A typical capture operation takes place early in the day, and much of it is complete before midday. The logistical operation involved an integration of various services, equipment and personnel from SANParks and other specialised wildlife services. Two veterinary doctors; three assistants and 12 park rangers form a core part of the capture team; while 4 large translocation trucks, 2 specialised containers for Rhino transportation, 1 crane truck and a helicopter are also used.
Tobey Matlaisane, SANParks Stakeholder and Media Liaison Practitioner, who attended the capture operation, stresses how polished the team is. “Whether darting or driving game into a boma, there was no stress, no shouting, no drama, just speed, efficiency and a high degree of professionalism. You can see the team has done this many times and that they really care for these animals and consider their comfort at all times”, she adds.
In total the translocation involved moving roughly 1 200 animals.

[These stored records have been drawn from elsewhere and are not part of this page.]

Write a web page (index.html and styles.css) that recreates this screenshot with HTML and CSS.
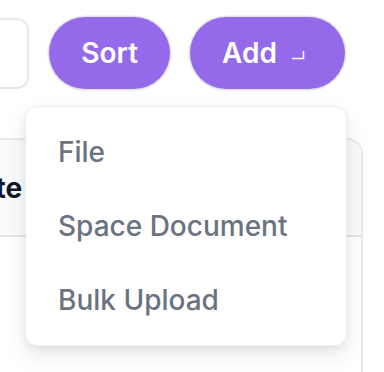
FILE: index.html
```html
<!DOCTYPE html>
<html lang="en">
<head>
  <meta charset="UTF-8" />
  <meta name="viewport" content="width=device-width, initial-scale=1.0" />
  <title>Documents</title>
  <link rel="stylesheet" href="styles.css">
</head>
<body>
  <div class="toolbar">
    <div class="search"></div>
    <button class="btn">Sort</button>
    <div class="add-wrap">
      <button class="btn btn-add">
        Add
        <svg class="corner" width="16" height="16" viewBox="0 0 16 16" fill="none">
          <path d="M2 12.5H13.5V5" stroke="#fff" stroke-width="1.5" />
        </svg>
      </button>
      <div class="menu">
        <div class="menu-item">File</div>
        <div class="menu-item">Space Document</div>
        <div class="menu-item">Bulk Upload</div>
      </div>
    </div>
  </div>

  <div class="card">
    <div class="card-head">
      <span class="th">Date</span>
    </div>
    <div class="card-body"></div>
  </div>
</body>
</html>
```

FILE: styles.css
```css
* {
  margin: 0;
  padding: 0;
  box-sizing: border-box;
  font-family: 'Inter', 'Noto Sans', sans-serif;
}

body {
  background: #fff;
  overflow: hidden;
  height: 372px;
}

.toolbar {
  display: flex;
  justify-content: flex-end;
  align-items: center;
  gap: 20px;
  padding: 17px 39px 0 0;
  width: 384px;
}

.search {
  flex: 0 0 220px;
  height: 71px;
  border: 2px solid #e8e8ec;
  border-radius: 12px;
}

.btn {
  display: flex;
  align-items: center;
  height: 72px;
  padding: 0 32px;
  background: #946aeb;
  color: #fff;
  border: none;
  border-radius: 36px;
  box-shadow: 0 0 0 1.5px #e6e3ee, 0 1px 3px rgba(0, 0, 0, 0.08);
  font-size: 28px;
  font-weight: 600;
  cursor: pointer;
}

.add-wrap {
  position: relative;
}

.btn-add {
  gap: 13px;
  padding-right: 39px;
}

.corner {
  margin-top: 2px;
}

.menu {
  position: absolute;
  top: 89px;
  right: -2px;
  width: 322px;
  padding: 8px 0;
  background: #fff;
  border: 1px solid #eceef1;
  border-radius: 12px;
  box-shadow: 0 10px 24px rgba(0, 0, 0, 0.08), 0 4px 8px rgba(0, 0, 0, 0.06);
  z-index: 2;
}

.menu-item {
  display: flex;
  align-items: center;
  height: 74px;
  padding: 0 32px;
  color: #6b7280;
  font-size: 28px;
  font-weight: 500;
}

.card {
  margin: 49px 21px 0 -200px;
  border: 2px solid #e9eaee;
  border-bottom: none;
  border-radius: 16px 16px 0 0;
  height: 240px;
}

.card-head {
  display: flex;
  align-items: center;
  height: 97px;
  background: #f9fafb;
  border-bottom: 2px solid #e2e4e8;
  border-radius: 14px 14px 0 0;
}

.th {
  padding-left: 157px;
  color: #111827;
  font-size: 28px;
  font-weight: 700;
}
```
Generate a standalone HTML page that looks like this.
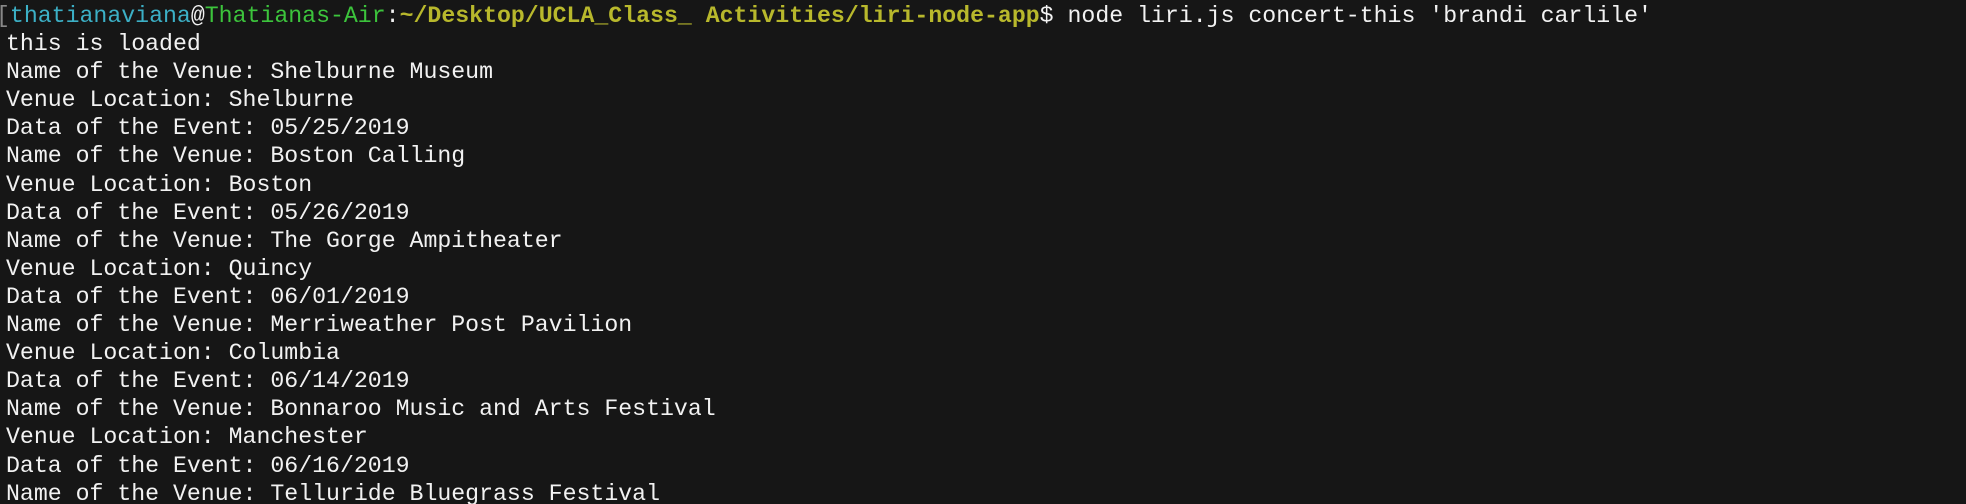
<!DOCTYPE html>
<html><head><meta charset="utf-8"><style>
html,body{margin:0;padding:0;background:#161616;width:1966px;height:504px;overflow:hidden}
pre{margin:0;padding:0 0 0 6px;font-family:"Liberation Mono",monospace;font-size:23.2px;line-height:28.1px;color:#f2f2f2;position:relative;top:2px}
.c{color:#3cb0c6}.g{color:#3cc43c}.y{color:#b8b82c;font-weight:bold}.b{color:#888}
</style></head><body><pre><span class="b" style="margin-left:-10px">[</span><span class="c">thatianaviana</span>@<span class="g">Thatianas-Air</span>:<span class="y">~/Desktop/UCLA_Class_ Activities/liri-node-app</span>$ node liri.js concert-this 'brandi carlile'
this is loaded
Name of the Venue: Shelburne Museum
Venue Location: Shelburne
Data of the Event: 05/25/2019
Name of the Venue: Boston Calling
Venue Location: Boston
Data of the Event: 05/26/2019
Name of the Venue: The Gorge Ampitheater
Venue Location: Quincy
Data of the Event: 06/01/2019
Name of the Venue: Merriweather Post Pavilion
Venue Location: Columbia
Data of the Event: 06/14/2019
Name of the Venue: Bonnaroo Music and Arts Festival
Venue Location: Manchester
Data of the Event: 06/16/2019
Name of the Venue: Telluride Bluegrass Festival</pre></body></html>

Pregnant, old and sensitive animals like Black Rhino are the hardest to move, but the state veterinarian is present during the entire operation to ensure that procedures and safety elements are adhered to. “The unspoilt condition of the new park has provided plenty of vegetation and a calm environment for the animals and this will assist in their quick rehabilitation,” adds Engelbrecht.
The new park is made up of Kalahari Thornveld, Savanna and Nama Karoo, interspersed with rocky outcrops, and a wetland area that stretches for 18 kilometres. The new park will offer a range of accommodation and activities, as well great restaurants and conference and team-building facilities. A lot of work has gone into establishing a good road network and, and ensuring that a high standard is maintained throughout the park.